Garden State - Harper's BAZAAR October 2021
In a stunning new book, a florist and a photographer put an unconventional spin on the traditional floral bouquet, proving a rose’s bloom may be fleeting, but its allure is perennial
In the tiny town of Whanganui, on the south-eastcoast of New Zealand’s North Island, is a field of roses. There are seemingly millions of them (the actual count is closer to 40,000) in various stages of blooming and budding in red, yellow, pink, white. This isn’t by chance but by design; the rose bushes having been cultivated for three generations by the Matthews family, who turned a sprawling farming property into one of the world’s most extensive collections of garden roses.
It was here that New Zealand-born, Sydney-based photographer Derek Henderson and Australian-born, London-based florist Simone Gooch (founder of Fjura) came to collaborate on a feature for the British magazine Pleasure Garden in 2018. They fell so in love with the place that they returned on their own to extend the project. The result is the book Rosa (named for a variety of international rose the Matthews family has been importing since the 1960s), showcasing Gooch’s stunning floral sculptures captured through Henderson’s lens.
“We arrived there not knowing what we were getting into, and just saw all these roses — literally acres of rose bushes,” Henderson recalls, still in awe at that first impression. “It was amazing. It was like …” He pauses, unable to grasp a word vast enough to capture the experience. “It was a bit hard to take in.”

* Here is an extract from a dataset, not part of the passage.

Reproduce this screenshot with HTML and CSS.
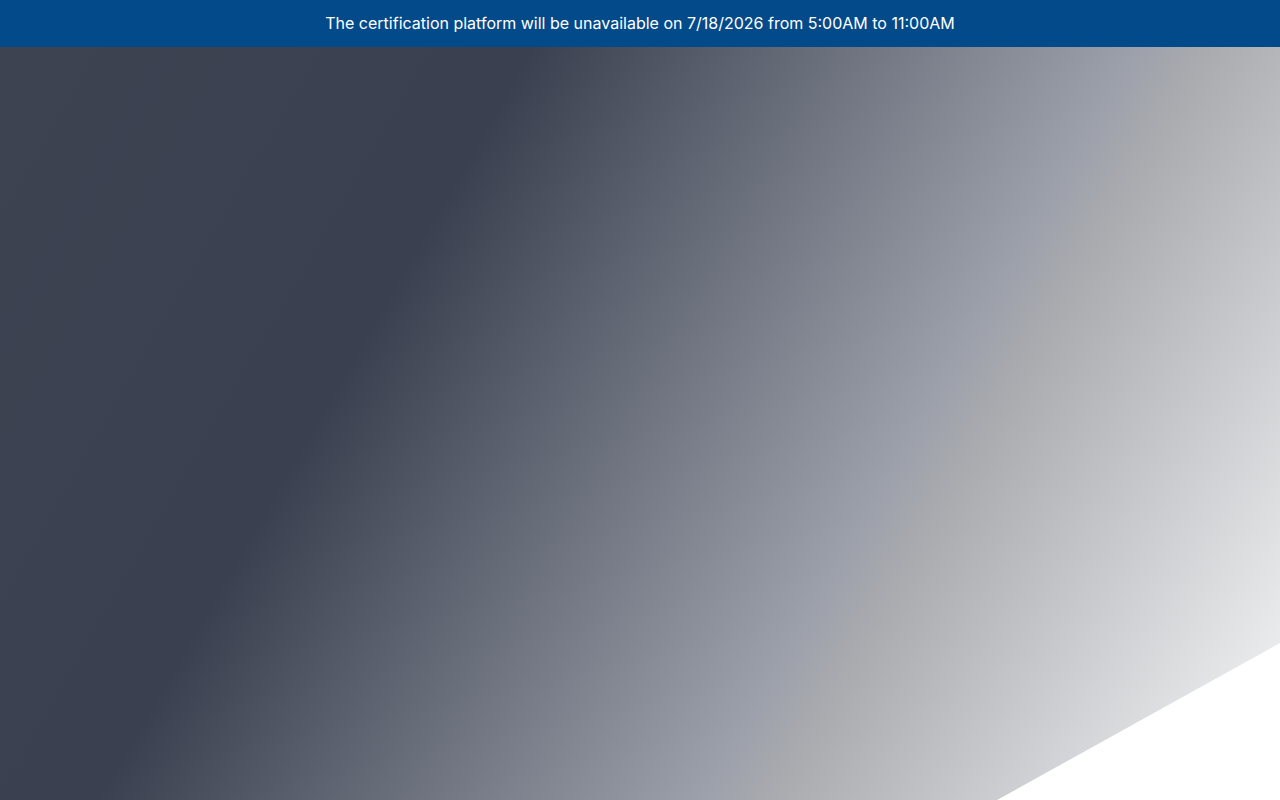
FILE: index.html
```html
<!DOCTYPE html>
<html lang="en">
<head>
<meta charset="utf-8">
<title>Certification platform</title>
<link rel="stylesheet" href="styles.css">
</head>
<body>
<div class="notice">The certification platform will be unavailable on 7/18/2026 from 5:00AM to 11:00AM</div>
<main class="hero"></main>
</body>
</html>
```

FILE: styles.css
```css
html, body {
  margin: 0;
  padding: 0;
  background: #ffffff;
  font-family: Inter, "Noto Sans", "Liberation Sans", sans-serif;
}
body {
  width: 1280px;
  height: 800px;
  overflow: hidden;
  display: flex;
  flex-direction: column;
}
.notice {
  height: 47px;
  box-sizing: border-box;
  background: #034a8a;
  color: #ffffff;
  font-size: 16px;
  line-height: 47px;
  text-align: center;
  flex: none;
}
.hero {
  flex: 1;
  background: linear-gradient(120deg,
    #3e4352 0%,
    #3a404f 31%,
    #9da1ab 66.5%,
    #aaabaf 70.5%,
    #e8e9eb 94%,
    #f6f6f7 100%);
  clip-path: polygon(0 0, 100% 0, 100% 79.15%, 77.9% 100%, 0 100%);
}
```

The project was a gamble — roses only flower at a certain time, and Gooch had to fly in from London, so it needed to be perfect. The pair arrived in December, just in time for the first bloom of the season. They spent a week picking roses in the lingering light and the cool of the evenings, putting them in storage and then rising early to transport them to an old hall with beautiful natural light a few minutes down the road. Gooch and her assistant would create the enormous rose structures, and Henderson would shoot them on his large-format camera using colour-negative film. Gooch would start on the next arrangement, and in this way, they made seven or eight pieces a day. “The arrangement of the roses was very much freestyle,” Gooch says. In a sense, she let the roses dictate the shape of the sculpture. Instead of coming to a bunch with a predetermined design, she arranged them by “considering each stem of the rose and their colours”.
“Simone has a very unique way of seeing things and arranging flowers,” Henderson says. “Historically and in the art world, roses have been admired for so long. You can look at one of her arrangements and see whatever you want to see: roses are loaded with metaphors and meaning.”
A rose bush can live longer than a human, but the arrangements only existed at that moment; once Henderson and Gooch were finished with an arrangement, the roses were taken back to the farm to be used as compost. “That’s the thing about roses; they’re very ephemeral; they don’t last,” Henderson says. “It’s a fleeting kind of beauty — it was about capturing the roses at their best, but it’s also quite beautiful to catch a rose when it’s at the end of its bloom and a bit faded. They don’t last, but the photographs will.”
Cath Matthews, who runs the property with her husband, Bob, and their children, Samantha and Thomas, says that hosting Henderson and Gooch on their rose farm reignited the family’s appreciation for the flower. “Of all the things I’ve seen done with roses, this would be the most beautiful, amazing and thought-provoking,” she says. “Roses are something we take for granted because we see so many in the nursery, so to see them transformed into a unique artform highlighted the endless possibilities of roses.”